I finished reading Giorgio Agamben’s What is an Apparatus? His argument stems from how “Living Beings” are captured by “The Apparatus,” a Foucauldian term that Foucault doesn’t really define, but that too is Foucauldian, right? Anyway, the origin of The Apparatus, according to Agamben, is from a handful of second century C.E. Fathers of the Church who brainstormed about how oikonomia (Greek for the administration of the home) could operate theologically. Said another way, they were trying to figure out how the Church might control every non-being and every being in the world. God, they surmised could be the CEO who would entrusts his Son with the economy of man (a Gnostic reference) while God would maintain a powerful unity in the management of Western human history.
Oikonomia, as Agamben asserts, merges with the notion of Providence and begins to indicate the redemptive governance of the world and human history. Now, what is the translation of this fundamental Greek term in the writings of the Latin Father? Dispositio. // The Latin term dispositif, or apparatus, derives, comes therefore to take on the complex semantic sphere of the theological oikonomia. The “dispositifs” about which Foucault speaks are somehow linked to this theological legacy (11).

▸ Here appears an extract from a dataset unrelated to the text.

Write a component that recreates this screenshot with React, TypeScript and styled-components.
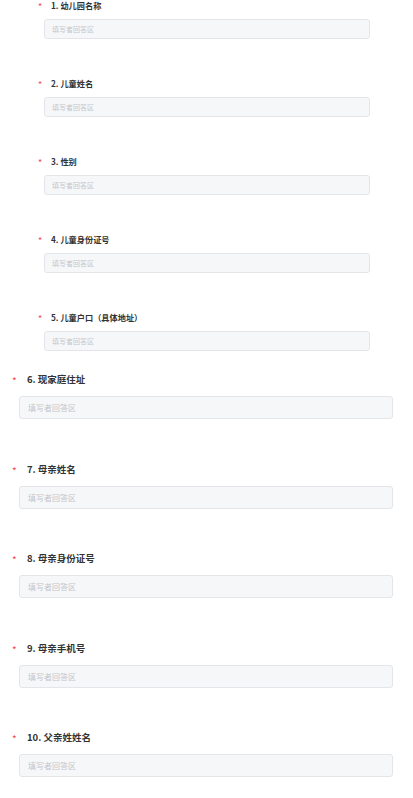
import React from 'react';
import styled, {createGlobalStyle, css} from 'styled-components';

const GlobalStyle = createGlobalStyle`
	html, body {
		margin: 0;
		padding: 0;
		background: #ffffff;
	}
	body {
		font-family: "Noto Sans CJK SC", "Noto Sans", sans-serif;
	}
`;

const Page = styled.div`
	width: 413px;
	height: 798px;
	overflow: hidden;
	background: #ffffff;
`;

const Question = styled.div<{$compact?: boolean}>`
	display: flex;
	flex-direction: column;
	margin-bottom: 42.5px;
	${({$compact}) =>
		$compact &&
		css`
			margin-bottom: 39px;
			&:last-child {
				margin-bottom: 21px;
			}
		`};
`;

const Title = styled.div<{$compact?: boolean}>`
	display: flex;
	align-items: center;
	padding-left: 12px;
	height: 14px;
	font-size: 9.5px;
	font-weight: 700;
	color: #333333;
	white-space: nowrap;
	${({$compact}) =>
		$compact &&
		css`
			padding-left: 38px;
			height: 10px;
			font-size: 8.2px;
		`};
`;

const Star = styled.span<{$compact?: boolean}>`
	width: 15px;
	padding-top: 4px;
	color: #f0484f;
	font-size: 10px;
	font-weight: 400;
	line-height: 1;
	${({$compact}) =>
		$compact &&
		css`
			width: 13px;
			padding-top: 3px;
			font-size: 9px;
		`};
`;

const Answer = styled.input<{$compact?: boolean}>`
	display: block;
	box-sizing: border-box;
	margin: 10px 20px 0 19px;
	width: 374px;
	height: 23px;
	padding: 0 8px;
	border: 1px solid #e3e5e9;
	border-radius: 3px;
	background: #f6f7f9;
	font-family: "Noto Sans CJK SC", "Noto Sans", sans-serif;
	font-size: 8px;
	color: #333333;
	outline: none;
	&::placeholder {
		color: #c3c6cc;
	}
	${({$compact}) =>
		$compact &&
		css`
			margin: 9px 43px 0 44px;
			width: 326px;
			height: 20px;
			padding: 0 7px;
			font-size: 7px;
		`};
`;

const questions = [
	'幼儿园名称',
	'儿童姓名',
	'性别',
	'儿童身份证号',
	'儿童户口（具体地址）',
	'现家庭住址',
	'母亲姓名',
	'母亲身份证号',
	'母亲手机号',
	'父亲姓姓名',
];

export default function App() {
	return (
		<Page>
			<GlobalStyle />
			<div>
				{questions.slice(0, 5).map((q, i) => (
					<Question key={q} $compact>
						<Title $compact>
							<Star $compact>*</Star>
							{i + 1}. {q}
						</Title>
						<Answer $compact placeholder="填写者回答区" />
					</Question>
				))}
			</div>
			<div>
				{questions.slice(5).map((q, i) => (
					<Question key={q}>
						<Title>
							<Star>*</Star>
							{i + 6}. {q}
						</Title>
						<Answer placeholder="填写者回答区" />
					</Question>
				))}
			</div>
		</Page>
	);
}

But how does this go from blueprint to live? Agamben contends that Living Beings are captured by The Apparatus (which comprises education, prisons, governments, laws, language, religion, military, etc) and within this “capture” there is a continual struggle; it is through this struggle that the Living Being is processed as a subject; in other words, the subjectification of us. Objects are used to create a continuum of desires to keep the Living Beings captured and serviced conveniently through capitalism and include everything from the internet, microwaves, forks, mortgages, porn, cars, Jersey Shore, pencils, sex, IMacs, music, Facebook, bathroom tiles, cars, hot dogs, soy milk, Ritalin, etc … you get the picture. These objects of desire are the power of The Apparatus. The subjectified subject then uses their acquired objects and never-ending desires to masquerade in an assumed “identity” and environment – or this is “I” (who then goes through another division but that’s for another blog).
20th century icon of the fathers of the first ecumenical council in Nicaea (325 CE). (courtesy: Orthodox Church in America)

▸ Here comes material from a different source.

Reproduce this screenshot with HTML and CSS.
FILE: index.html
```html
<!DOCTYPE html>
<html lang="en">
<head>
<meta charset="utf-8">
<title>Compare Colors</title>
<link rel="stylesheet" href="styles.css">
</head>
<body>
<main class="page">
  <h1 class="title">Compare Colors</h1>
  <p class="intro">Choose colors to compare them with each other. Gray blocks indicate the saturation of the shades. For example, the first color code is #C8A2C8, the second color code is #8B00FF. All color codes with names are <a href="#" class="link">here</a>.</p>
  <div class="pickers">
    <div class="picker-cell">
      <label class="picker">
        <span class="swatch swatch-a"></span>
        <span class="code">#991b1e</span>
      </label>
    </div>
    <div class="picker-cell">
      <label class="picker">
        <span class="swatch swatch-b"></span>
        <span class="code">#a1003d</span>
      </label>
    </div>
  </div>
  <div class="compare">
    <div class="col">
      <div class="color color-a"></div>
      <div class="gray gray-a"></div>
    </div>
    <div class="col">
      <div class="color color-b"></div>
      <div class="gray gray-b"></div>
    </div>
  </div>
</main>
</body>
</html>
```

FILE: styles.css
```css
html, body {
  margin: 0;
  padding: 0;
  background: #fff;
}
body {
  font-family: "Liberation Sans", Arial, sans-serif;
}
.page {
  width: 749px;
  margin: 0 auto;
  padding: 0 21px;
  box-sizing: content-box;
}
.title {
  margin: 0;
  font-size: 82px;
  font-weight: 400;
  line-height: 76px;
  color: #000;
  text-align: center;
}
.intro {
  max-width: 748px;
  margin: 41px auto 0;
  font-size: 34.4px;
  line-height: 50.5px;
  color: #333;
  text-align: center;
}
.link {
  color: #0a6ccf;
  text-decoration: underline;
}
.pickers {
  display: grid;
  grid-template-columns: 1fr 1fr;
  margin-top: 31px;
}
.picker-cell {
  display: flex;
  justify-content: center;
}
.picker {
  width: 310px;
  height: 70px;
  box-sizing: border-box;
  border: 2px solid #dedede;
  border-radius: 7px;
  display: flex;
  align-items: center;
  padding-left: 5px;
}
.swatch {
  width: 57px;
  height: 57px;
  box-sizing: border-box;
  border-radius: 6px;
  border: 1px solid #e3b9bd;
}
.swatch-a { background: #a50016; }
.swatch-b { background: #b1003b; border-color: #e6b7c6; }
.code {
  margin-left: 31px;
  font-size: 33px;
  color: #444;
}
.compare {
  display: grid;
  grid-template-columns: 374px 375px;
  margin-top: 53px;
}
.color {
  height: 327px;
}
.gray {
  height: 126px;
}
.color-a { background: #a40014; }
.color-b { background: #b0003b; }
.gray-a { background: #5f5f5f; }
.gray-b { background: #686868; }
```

So is it possible to escape a machine designed by well-bearded robed and haloed church patriarchs who wanted world domination and were basically afraid of sex? Uhm, no. However, Agamben does suggest a way to contend within this model: “Profanation” … but this I’ll leave for another entry.

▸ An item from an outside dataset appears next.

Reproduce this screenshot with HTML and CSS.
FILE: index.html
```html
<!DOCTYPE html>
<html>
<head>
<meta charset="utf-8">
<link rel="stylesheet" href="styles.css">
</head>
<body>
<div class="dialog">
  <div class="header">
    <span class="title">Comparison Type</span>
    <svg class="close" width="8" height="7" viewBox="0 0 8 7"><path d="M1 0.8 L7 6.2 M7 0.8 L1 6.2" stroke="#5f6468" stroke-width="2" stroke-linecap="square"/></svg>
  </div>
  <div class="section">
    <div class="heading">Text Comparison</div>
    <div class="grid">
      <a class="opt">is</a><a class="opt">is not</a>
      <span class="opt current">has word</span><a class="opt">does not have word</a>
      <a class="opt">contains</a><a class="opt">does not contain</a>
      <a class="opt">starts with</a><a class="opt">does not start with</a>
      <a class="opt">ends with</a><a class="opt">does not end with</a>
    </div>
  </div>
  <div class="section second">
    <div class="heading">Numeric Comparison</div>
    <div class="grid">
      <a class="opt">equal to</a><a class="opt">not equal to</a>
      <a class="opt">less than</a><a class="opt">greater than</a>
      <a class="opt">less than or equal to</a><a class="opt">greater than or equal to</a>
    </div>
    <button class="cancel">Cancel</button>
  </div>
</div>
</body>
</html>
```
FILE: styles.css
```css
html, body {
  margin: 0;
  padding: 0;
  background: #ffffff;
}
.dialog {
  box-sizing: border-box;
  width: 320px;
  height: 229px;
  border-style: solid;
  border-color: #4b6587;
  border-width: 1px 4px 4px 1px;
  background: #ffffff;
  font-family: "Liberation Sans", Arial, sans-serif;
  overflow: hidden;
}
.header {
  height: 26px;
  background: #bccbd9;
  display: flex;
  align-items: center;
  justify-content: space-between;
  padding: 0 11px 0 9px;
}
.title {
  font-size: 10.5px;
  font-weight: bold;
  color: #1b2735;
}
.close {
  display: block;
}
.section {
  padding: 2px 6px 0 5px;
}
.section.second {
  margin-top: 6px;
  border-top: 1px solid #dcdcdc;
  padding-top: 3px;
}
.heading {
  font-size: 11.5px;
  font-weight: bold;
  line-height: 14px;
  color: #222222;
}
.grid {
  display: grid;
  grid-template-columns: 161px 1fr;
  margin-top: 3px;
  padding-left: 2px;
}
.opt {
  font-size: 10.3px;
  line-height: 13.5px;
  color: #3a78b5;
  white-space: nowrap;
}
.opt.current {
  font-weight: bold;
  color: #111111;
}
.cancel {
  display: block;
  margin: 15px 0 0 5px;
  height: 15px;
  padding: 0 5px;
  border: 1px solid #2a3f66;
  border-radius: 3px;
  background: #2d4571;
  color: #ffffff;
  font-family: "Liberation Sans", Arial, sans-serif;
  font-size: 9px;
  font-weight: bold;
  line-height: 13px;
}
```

And this is where I stopped reading Agamben and opened the link to Jezebel, the on-line gossip website that has a tendency to subvert mainstream media and interrogate the very apparatus from which it sprung and through which it is maintained. I wondered if I could apply Agamben to the “process” of subjectification in the discourse of gossip? The etymology of “gossip” is from Old English godsibb or “godparent,” (God + sib relative) or the sponsor of a subject at their baptism. Here, I quickly realized, the subjectification of a Living Being is clearly within The Apparatus’ blueprint and through time and mincing and dicing the word “gossip” became known as the “talk idly about the affairs of others with friends usually by women.” In the very gendered etymology of gossip, the audience and conveyers are agents for “a God” infused Apparatus who enforce codes of morality. Therefore if you gossip with moral indignation, with mean spiritedness, and with ill intentions you are a cog in the process of subjectifying Living Beings into something they are not in order to acquire your own denied desires to be used to construct your identity all of which is driven by capitalism. There are, of course, “good” forms of gossip and anthropologists have also suggested that gossip is a method of survival to gain knowledge of others or for a subject to critically and constructively address their own subjectification; however; bottom-line, if the third party does not have an opportunity to speak, verify, and be understood the “gossip,” spoken over tea, takes its malicious course. Agamben writes about “friends,” how they are within the very word “philosophy,” and how, because friends share environments, is an entry point into politics. More on this later …
Moral indignation is jealousy with a halo. ~H.G. Wells
The Penny Press of the mid nineteenth century introduced gossip columns, educational agendas, pages for religion and advertising, human interest stories, etc to the mainstream media as an alternative to papers with only political themes that were running a bit dry. The low cost for Penny Press production and for consumers served a massive demographic that was experiencing a rise in literacy. Which brings me to Jezebel, a name/symbol that is not without a biblical reference. The story of Jezebel is told in 1st and 2nd Kings and has been over-subjectified through gossip, rumour, defamation, religious codes of conduct, patriarchy, institutionalization of the domestic, categorizing public and private, to name a few. Jezebel is a symbol, a trope, cemented into a vernacular as a fallen woman, manipulator, controller, promiscuous, immoral, false prophet masquerading her identity as a servant to a God. Of course Jezebel’s side of the story, in keeping with the process of gossip and subjectification, is never told, never heard – the Apparatus and its players are not interested because the creation of “the other” (as a form of subjectification) is a prerequisite in the fabrication of their “moral” identities. Jezebel was thrown to the dogs. No, really … she was thrown to the dogs.
Jezebel, queen of Israel and priestess of Baal; King Ahab and the prophet Elijah
Gossip therefore has nothing really to do with the subject who is being scrutinized and subjectified whether it be Lohen in rehab, Lady Gaga’s footwear, Madonna’s take on masturbation, or the woman you don’t even know yet loathe, but has everything to do with one’s own struggle with power. Jezebel, the woman, was constructed as a subject by religion and continually used as a figure in gossip, a symbol that is not only to be feared but perhaps the very figure you desire yourself to be. Demoralization, humiliation, slander, false accusations, and straight up lies toward “the other” become a means to reconstruct and uphold your own temporal “moral” identity, an elusive masquerade of an assumed self, who is manufactured because your Living Being is lost to you.
No wonder you’re so insecure. I think that’s exactly what the second century beards had in mind. Maybe you should think about whom you are actually working for the next time you gossip?
As Lisa, from The Simpsons, says: No one even plays four square anymore, they just gossip.